--- START OF Extracted entries ---

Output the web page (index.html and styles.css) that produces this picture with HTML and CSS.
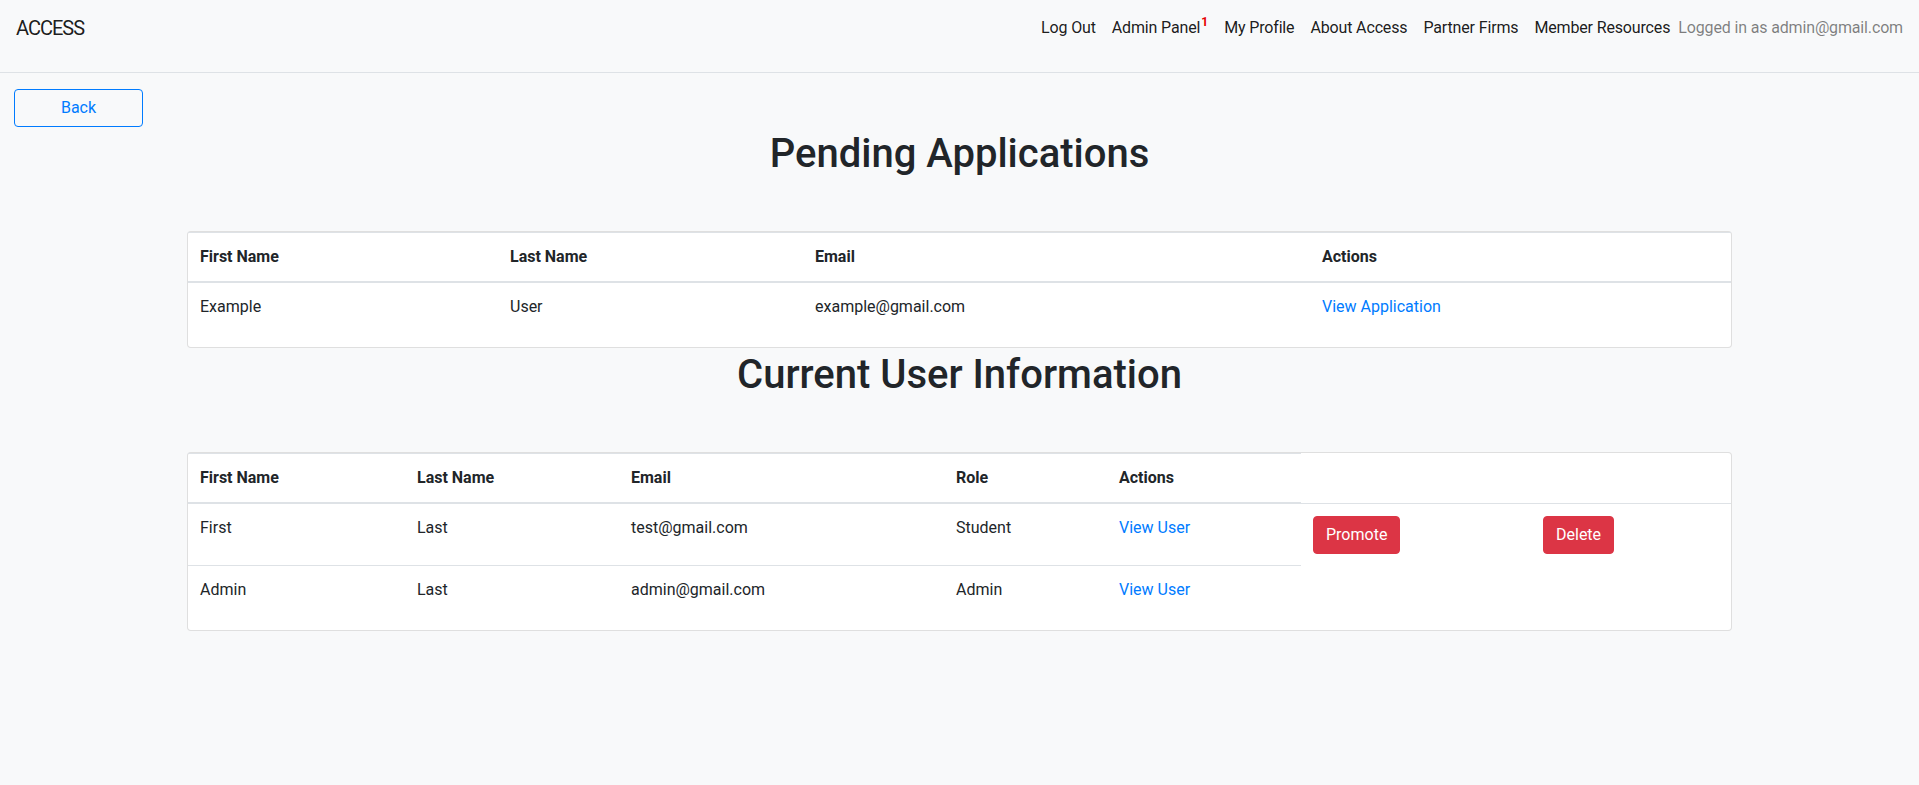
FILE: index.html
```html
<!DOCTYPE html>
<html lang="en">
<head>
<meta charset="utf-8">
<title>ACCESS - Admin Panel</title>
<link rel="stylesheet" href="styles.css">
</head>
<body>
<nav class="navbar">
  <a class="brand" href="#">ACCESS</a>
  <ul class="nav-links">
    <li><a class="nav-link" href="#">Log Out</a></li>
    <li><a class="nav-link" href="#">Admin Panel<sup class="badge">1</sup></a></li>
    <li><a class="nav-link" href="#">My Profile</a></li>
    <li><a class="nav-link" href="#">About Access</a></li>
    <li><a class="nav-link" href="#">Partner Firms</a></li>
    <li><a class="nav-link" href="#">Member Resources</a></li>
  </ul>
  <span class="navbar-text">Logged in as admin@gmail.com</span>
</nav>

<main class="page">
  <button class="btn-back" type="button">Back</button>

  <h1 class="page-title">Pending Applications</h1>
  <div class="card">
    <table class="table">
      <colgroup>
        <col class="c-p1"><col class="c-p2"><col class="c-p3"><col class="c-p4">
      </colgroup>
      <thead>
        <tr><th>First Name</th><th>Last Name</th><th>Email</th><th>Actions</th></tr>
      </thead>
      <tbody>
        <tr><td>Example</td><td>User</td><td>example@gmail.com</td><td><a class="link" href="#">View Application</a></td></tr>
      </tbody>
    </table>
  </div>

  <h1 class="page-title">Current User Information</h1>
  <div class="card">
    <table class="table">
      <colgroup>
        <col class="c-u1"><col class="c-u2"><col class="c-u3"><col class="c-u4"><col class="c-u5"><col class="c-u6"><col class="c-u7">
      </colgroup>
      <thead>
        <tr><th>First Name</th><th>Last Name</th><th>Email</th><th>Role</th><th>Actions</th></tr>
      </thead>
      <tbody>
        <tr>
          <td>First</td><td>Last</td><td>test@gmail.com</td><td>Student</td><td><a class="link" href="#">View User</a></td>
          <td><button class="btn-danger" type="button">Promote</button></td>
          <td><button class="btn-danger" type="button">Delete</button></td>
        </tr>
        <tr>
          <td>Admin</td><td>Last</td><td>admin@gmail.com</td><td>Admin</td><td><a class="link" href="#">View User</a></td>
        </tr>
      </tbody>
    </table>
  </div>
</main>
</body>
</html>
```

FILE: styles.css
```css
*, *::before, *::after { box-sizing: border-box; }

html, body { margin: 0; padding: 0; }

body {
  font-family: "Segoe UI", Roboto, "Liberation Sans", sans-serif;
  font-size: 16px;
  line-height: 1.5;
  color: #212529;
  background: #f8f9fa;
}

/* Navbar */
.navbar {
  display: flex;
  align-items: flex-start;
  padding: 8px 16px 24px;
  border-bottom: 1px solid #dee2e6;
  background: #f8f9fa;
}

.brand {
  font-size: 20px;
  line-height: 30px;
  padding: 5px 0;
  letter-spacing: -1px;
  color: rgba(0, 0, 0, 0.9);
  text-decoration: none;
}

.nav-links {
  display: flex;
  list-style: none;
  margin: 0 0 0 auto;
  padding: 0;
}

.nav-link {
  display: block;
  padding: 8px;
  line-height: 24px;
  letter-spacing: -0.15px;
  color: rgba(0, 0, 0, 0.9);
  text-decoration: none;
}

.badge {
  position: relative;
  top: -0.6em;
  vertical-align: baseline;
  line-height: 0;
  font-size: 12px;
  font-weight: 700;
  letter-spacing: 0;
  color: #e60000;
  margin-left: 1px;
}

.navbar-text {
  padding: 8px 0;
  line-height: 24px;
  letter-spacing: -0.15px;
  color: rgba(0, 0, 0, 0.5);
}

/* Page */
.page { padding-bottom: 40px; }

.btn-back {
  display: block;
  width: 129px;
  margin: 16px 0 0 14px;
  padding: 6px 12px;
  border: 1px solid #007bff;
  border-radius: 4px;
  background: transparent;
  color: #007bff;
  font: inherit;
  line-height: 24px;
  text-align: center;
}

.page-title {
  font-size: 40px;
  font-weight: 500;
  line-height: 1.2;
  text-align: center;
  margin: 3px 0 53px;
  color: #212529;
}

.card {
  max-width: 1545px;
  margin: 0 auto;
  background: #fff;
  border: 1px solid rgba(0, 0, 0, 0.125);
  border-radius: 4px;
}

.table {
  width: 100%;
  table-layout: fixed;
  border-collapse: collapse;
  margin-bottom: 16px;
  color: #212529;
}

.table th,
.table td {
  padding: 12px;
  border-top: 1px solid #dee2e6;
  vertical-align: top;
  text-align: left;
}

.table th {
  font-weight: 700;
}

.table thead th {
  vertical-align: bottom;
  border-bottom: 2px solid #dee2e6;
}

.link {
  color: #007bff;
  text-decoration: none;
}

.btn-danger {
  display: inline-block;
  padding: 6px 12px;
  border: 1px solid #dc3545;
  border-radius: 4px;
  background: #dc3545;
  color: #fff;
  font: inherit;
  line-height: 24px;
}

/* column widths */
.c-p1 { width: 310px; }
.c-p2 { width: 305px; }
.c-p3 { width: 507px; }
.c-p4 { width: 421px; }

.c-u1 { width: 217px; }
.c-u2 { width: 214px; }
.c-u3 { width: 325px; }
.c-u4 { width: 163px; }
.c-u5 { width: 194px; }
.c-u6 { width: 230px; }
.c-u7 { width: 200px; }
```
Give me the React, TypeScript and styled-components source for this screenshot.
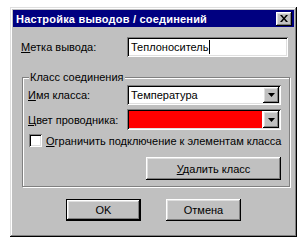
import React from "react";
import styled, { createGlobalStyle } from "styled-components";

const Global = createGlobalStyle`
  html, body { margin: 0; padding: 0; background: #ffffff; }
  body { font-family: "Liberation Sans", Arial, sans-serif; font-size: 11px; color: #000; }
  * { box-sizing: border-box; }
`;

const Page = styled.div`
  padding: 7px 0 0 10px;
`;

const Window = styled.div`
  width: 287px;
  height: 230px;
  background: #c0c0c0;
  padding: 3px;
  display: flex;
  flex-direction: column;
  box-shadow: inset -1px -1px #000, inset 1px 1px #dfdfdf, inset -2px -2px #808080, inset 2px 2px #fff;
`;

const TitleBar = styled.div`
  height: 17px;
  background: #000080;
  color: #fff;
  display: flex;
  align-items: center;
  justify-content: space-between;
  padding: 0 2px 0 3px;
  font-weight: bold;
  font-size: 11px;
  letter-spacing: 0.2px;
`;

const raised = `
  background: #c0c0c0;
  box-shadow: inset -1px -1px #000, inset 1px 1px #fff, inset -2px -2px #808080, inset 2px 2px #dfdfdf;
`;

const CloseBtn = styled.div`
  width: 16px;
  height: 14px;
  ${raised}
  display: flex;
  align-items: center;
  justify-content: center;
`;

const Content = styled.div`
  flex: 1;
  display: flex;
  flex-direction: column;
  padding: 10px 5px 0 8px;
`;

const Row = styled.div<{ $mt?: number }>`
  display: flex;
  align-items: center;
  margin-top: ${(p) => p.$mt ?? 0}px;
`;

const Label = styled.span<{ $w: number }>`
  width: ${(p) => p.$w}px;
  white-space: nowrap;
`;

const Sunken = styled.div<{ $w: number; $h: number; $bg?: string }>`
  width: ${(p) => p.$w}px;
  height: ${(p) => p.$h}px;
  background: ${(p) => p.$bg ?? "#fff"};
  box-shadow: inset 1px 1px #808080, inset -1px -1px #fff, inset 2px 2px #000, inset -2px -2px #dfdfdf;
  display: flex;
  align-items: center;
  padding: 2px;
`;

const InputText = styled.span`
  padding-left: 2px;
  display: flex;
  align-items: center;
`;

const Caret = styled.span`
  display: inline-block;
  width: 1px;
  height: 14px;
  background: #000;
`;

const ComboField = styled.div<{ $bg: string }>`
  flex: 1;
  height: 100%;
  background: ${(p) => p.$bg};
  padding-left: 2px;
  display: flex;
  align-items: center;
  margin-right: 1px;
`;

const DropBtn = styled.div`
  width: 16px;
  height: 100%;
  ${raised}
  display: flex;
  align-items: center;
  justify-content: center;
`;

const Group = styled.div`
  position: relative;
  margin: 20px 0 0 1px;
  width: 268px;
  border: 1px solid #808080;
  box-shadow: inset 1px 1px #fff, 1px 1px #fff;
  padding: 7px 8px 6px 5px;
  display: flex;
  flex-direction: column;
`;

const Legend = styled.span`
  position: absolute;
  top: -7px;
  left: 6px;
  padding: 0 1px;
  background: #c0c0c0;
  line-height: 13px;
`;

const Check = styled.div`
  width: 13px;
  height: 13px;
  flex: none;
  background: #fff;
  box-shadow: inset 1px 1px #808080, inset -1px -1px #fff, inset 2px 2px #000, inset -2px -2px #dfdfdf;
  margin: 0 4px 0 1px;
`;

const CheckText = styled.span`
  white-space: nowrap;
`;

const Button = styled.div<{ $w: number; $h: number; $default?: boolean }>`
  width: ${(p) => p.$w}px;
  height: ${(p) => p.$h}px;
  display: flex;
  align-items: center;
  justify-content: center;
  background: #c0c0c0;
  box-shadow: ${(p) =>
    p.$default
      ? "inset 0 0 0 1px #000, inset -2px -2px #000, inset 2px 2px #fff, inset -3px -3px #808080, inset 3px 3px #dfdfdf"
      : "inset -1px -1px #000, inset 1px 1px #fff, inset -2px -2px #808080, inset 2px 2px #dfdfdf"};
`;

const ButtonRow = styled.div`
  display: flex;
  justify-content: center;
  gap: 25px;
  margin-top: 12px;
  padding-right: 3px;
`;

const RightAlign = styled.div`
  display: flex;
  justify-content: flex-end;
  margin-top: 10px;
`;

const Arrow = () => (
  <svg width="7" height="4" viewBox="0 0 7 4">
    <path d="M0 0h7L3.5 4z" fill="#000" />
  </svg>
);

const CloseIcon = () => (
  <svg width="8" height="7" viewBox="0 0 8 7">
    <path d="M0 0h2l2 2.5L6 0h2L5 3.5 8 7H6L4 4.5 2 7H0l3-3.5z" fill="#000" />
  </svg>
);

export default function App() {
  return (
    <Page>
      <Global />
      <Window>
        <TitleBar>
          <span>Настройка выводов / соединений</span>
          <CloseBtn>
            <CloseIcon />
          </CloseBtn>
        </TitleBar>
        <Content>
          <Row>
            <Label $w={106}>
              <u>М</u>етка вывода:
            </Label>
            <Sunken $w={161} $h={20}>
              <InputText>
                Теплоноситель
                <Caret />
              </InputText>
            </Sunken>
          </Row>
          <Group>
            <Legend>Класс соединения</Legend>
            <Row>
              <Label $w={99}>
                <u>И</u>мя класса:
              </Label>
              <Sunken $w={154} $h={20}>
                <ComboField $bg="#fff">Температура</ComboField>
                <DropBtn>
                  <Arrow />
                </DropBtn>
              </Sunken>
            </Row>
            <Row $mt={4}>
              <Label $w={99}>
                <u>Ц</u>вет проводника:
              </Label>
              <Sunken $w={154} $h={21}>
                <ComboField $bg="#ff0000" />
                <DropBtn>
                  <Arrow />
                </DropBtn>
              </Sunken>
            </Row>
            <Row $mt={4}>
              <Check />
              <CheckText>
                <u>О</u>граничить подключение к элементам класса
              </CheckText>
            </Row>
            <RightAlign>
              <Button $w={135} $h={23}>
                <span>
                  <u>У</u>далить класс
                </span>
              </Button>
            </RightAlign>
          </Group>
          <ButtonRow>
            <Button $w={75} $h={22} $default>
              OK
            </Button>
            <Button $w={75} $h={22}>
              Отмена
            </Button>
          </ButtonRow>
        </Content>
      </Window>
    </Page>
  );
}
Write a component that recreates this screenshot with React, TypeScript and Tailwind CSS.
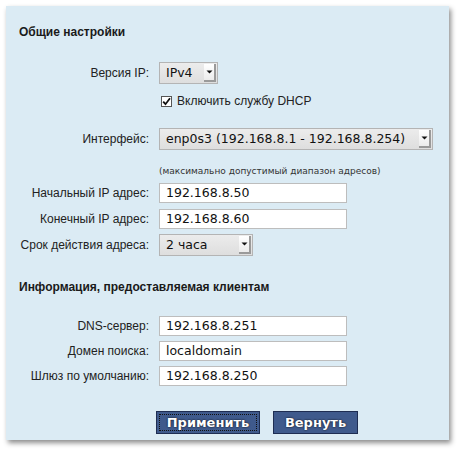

--- END OF Extracted entries ---

Gather and return every line that holds the string "React".

- [Expected output]:
Give me the React, TypeScript and styled-components source for this screenshot.
import React from "react";
Write a component that recreates this screenshot with React, TypeScript and Tailwind CSS.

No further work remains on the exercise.